Rather than fully explain one’s feelings on certain design choices or attempt to engage in those as artistic decisions, I feel like I just see “bad game design” thrown around as a thought terminating cliche
Ergo, there is no such thing as "bad design," and you should instead ask yourself what the designer of a game was trying to say with the mechanics and whether it comes across.
But that's haaaaaard
When this is aimed directly at (mostly studio-employed) developers by fans, I call it Temporarily Embarrassed Game Developer Syndrome because while it's obviously far easier to yell about how a game is bad and the developers should feel bad than it is to make a game, it's also very hard to fully understand that when you have a passionate interest but no actual experience. So there are lots of gamers out there who have penned or recorded thousands of words of commentary about "bad game design" that essentially boil down to, "You're squandering the opportunity to do my dream job. I should be there, not you."
This resentment leaves absolutely no room for nuanced criticism or even self-reflection about their experiences, because what they're actually saying is that the game's creators are incompetent, and they would have done a better job. While they're probably not consciously making this calculation, the more the "incompetent" devs are fired or ridiculed, the more room there is for fans--the people who really know how to make games--to replace them.
What I find especially interesting is that if these types make a strong enough case to other players, or their presentation is polished enough, they do get fan followings who adopt their ideas and consider them experts on game design; sometimes they'll even lobby studios to hire them or dogpile developers who piss them off.

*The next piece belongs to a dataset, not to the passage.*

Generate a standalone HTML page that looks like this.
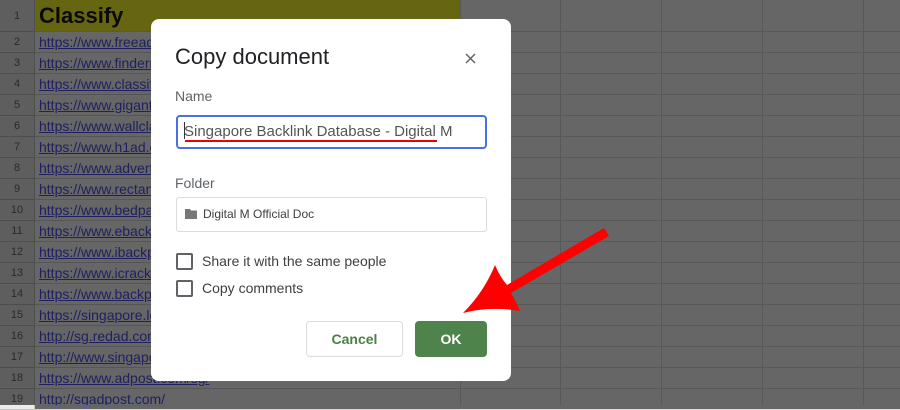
<!DOCTYPE html>
<html style="background:#666"><head><meta charset="utf-8"><style>
*{margin:0;padding:0;box-sizing:border-box}
body{width:900px;height:405px;overflow:hidden;background:#fff;font-family:"Liberation Sans",Arial,sans-serif;position:relative}
.rh{position:absolute;left:0;width:35px;background:#ebebeb;border-bottom:1px solid #c4c4c4;border-right:1px solid #c4c4c4;color:#696969;font-size:11px;text-align:center}
.cell{position:absolute;left:35px;width:425px;border-bottom:1px solid #d6d6d6;color:#4d50f0;font-size:14px;padding-left:4px;text-decoration:underline;white-space:nowrap;overflow:hidden}
.vl{position:absolute;top:0;height:405px;width:1px;background:#dcdcdc}
.hl{position:absolute;left:460px;width:440px;height:1px;background:#dcdcdc}
.ov{position:absolute;left:0;top:0;width:900px;height:405px;background:rgba(0,0,0,0.6)}
.dlg{position:absolute;left:151px;top:19px;width:360px;height:362px;background:#fff;border-radius:8px}
.t{position:absolute;font-family:"Liberation Sans",sans-serif}
</style></head><body>
<div class="rh" style="top:0;height:32px;line-height:32px">1</div>
<div style="position:absolute;left:35px;top:0;width:425px;height:32px;background:#ffff2d;font-weight:bold;font-size:22px;color:#1a1a1a;padding-left:4px;line-height:32px;border-bottom:1px solid #d6d6d6">Classify</div>
<div class="vl" style="left:460px"></div><div class="vl" style="left:560px"></div><div class="vl" style="left:661px"></div><div class="vl" style="left:762px"></div><div class="vl" style="left:863px"></div>
<div class="hl" style="top:31px"></div>
<div id="rows"></div>
<script>
var urls=["https://www.freeads.com.sg/","https://www.findermaster.com/","https://www.classifieds.com/","https://www.gigantic.com/","https://www.wallclassifieds.com/","https://www.h1ad.com/","https://www.advertiseera.com/","https://www.rectanglead.com/","https://www.bedpage.com/","https://www.ebackpage.com/","https://www.ibackpage.com/","https://www.icrackers.com/","https://www.backpage.com/","https://singapore.locanto.sg/","http://sg.redad.com/","http://www.singapore.com/","https://www.adpost.com/sg/","http://sgadpost.com/"];
var h="";for(var i=0;i<18;i++){var t=32+21*i;h+='<div class="rh" style="top:'+t+'px;height:21px;line-height:21px">'+(i+2)+'</div><div class="cell" style="top:'+t+'px;height:21px;line-height:20px">'+urls[i]+'</div><div class="hl" style="top:'+(t+20)+'px"></div>';}
document.getElementById("rows").innerHTML=h;
</script>
<div class="ov"></div>
<div class="dlg">
<div class="t" style="left:24px;top:25px;font-size:22px;color:#202124">Copy document</div>
<svg style="position:absolute;left:314px;top:34px" width="11" height="11"><path d="M1 1L10 10M10 1L1 10" stroke="#5f6368" stroke-width="1.5"/></svg>
<div class="t" style="left:24px;top:69px;font-size:14px;color:#5f6368">Name</div>
<div style="position:absolute;left:25px;top:96px;width:311px;height:34px;border:2px solid #4a6fe0;border-radius:4px"></div>
<div class="t" style="left:33px;top:104px;font-size:15px;color:#555">Singapore Backlink Database - Digital M</div>
<div style="position:absolute;left:33px;top:103px;width:1px;height:17px;background:#333"></div>
<div style="position:absolute;left:34px;top:121px;width:252px;height:2px;background:#e00"></div>
<div class="t" style="left:24px;top:156px;font-size:14px;color:#5f6368">Folder</div>
<div style="position:absolute;left:25px;top:178px;width:311px;height:35px;border:1px solid #dadce0;border-radius:3px"></div>
<svg style="position:absolute;left:34px;top:190px" width="12" height="10"><path d="M0 0H5L6 1.5H12V10H0Z" fill="#777"/></svg>
<div class="t" style="left:52px;top:188px;font-size:12px;color:#3c4043">Digital M Official Doc</div>
<div style="position:absolute;left:25px;top:234px;width:17px;height:17px;border:2px solid #5f6368;border-radius:2px"></div>
<div class="t" style="left:51px;top:234px;font-size:14px;color:#3c4043">Share it with the same people</div>
<div style="position:absolute;left:25px;top:261px;width:17px;height:17px;border:2px solid #5f6368;border-radius:2px"></div>
<div class="t" style="left:51px;top:261px;font-size:14px;color:#3c4043">Copy comments</div>
<div style="position:absolute;left:155px;top:302px;width:97px;height:36px;border:1px solid #dadce0;border-radius:4px;color:#4a7f45;font-size:14px;font-weight:bold;text-align:center;line-height:34px">Cancel</div>
<div style="position:absolute;left:264px;top:302px;width:72px;height:36px;background:#4f834c;border-radius:4px;color:#fff;font-size:14px;font-weight:bold;text-align:center;line-height:36px">OK</div>
</div>
<svg style="position:absolute;left:0;top:0" width="900" height="405"><path d="M604 228L609 236L511 293Q517 303 520 311Q490 306 463 313Q484 292 495 265Q500 277 507 285Z" fill="#f00"/></svg>
</body></html>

And they're always talking out their asses. I've never seen one attempt to actually learn how game production works beyond inferring things from industry news, which usually leads them to treat the most boring-ass office day job minutiae as vaguely sinister omens. They don't want to think of it as a job. If you think of it as just a job, you don't belong there! They love games so much that they'd do anything to be there. They'd sleep on the floor, accept shittier pay, work all through the night--anything except learning or doing the boring shit all by themselves that might dispel the illusion of it being more than just a fucking job.
It's super hard and kind of thankless to do creative stuff on your own with no audience; it's way more fun and immediately rewarding to yell about what you'd totally do right if you had the resources of an entire studio, and sometimes you can make more money doing that, too.